# Exercise description:
Return every line below in which "index" appears.
╭──
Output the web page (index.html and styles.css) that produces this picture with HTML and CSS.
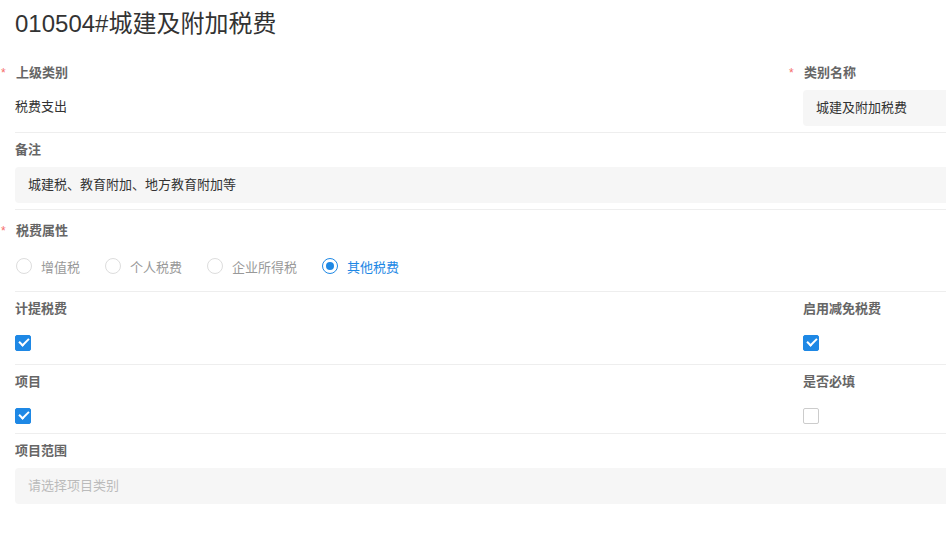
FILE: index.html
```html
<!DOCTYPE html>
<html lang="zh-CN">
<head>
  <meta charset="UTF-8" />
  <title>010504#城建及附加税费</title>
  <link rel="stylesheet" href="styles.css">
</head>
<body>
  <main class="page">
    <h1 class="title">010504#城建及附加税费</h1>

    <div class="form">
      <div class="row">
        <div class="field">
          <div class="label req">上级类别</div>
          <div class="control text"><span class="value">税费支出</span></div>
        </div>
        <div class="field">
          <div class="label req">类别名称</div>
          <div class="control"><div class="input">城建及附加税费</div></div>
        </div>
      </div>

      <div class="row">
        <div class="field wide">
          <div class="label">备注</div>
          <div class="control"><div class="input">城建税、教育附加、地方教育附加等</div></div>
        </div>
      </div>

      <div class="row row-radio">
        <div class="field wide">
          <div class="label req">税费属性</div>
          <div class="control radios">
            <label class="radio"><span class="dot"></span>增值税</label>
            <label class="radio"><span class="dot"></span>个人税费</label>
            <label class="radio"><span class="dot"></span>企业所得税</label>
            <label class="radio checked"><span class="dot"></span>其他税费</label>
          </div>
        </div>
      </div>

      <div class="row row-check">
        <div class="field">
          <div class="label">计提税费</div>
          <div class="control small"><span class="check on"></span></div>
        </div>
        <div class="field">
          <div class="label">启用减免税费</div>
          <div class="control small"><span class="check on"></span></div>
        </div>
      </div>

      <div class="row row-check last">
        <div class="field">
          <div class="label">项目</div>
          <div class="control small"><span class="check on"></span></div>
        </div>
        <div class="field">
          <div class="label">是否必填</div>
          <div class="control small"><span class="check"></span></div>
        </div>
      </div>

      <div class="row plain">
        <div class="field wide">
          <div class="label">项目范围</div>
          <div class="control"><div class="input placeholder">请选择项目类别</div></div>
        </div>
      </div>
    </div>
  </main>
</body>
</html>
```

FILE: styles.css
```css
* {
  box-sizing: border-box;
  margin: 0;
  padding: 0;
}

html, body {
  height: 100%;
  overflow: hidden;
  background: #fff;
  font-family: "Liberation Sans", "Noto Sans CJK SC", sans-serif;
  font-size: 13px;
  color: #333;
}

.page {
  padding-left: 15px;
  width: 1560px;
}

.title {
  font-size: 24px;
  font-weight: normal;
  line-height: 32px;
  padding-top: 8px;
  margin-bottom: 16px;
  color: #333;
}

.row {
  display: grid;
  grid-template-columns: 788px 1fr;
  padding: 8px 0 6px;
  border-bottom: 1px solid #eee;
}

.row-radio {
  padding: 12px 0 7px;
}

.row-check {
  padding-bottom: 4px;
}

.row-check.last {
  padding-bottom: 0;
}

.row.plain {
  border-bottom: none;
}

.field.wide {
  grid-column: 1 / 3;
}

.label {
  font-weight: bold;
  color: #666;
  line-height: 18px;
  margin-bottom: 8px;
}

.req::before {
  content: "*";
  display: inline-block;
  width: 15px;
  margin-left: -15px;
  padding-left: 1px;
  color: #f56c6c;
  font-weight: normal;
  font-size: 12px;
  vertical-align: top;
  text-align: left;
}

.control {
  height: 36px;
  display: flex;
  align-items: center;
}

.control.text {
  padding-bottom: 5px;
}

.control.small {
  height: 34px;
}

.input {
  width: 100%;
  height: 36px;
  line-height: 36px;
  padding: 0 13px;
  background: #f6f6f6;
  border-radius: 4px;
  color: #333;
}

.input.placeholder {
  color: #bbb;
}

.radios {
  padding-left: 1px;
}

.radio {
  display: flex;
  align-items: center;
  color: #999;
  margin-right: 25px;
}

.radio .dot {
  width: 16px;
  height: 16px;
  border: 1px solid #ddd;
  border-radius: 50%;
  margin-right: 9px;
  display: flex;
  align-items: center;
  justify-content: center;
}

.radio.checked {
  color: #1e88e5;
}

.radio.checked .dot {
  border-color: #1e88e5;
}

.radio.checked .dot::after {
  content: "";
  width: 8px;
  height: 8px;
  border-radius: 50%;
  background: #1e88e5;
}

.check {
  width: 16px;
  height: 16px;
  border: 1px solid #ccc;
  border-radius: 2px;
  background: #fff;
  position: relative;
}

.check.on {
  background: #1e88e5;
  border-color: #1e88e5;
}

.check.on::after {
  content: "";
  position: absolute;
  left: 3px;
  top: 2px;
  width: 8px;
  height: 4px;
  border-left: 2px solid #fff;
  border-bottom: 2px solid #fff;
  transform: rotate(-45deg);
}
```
╰──
# Result for this exercise:
Output the web page (index.html and styles.css) that produces this picture with HTML and CSS.
FILE: index.html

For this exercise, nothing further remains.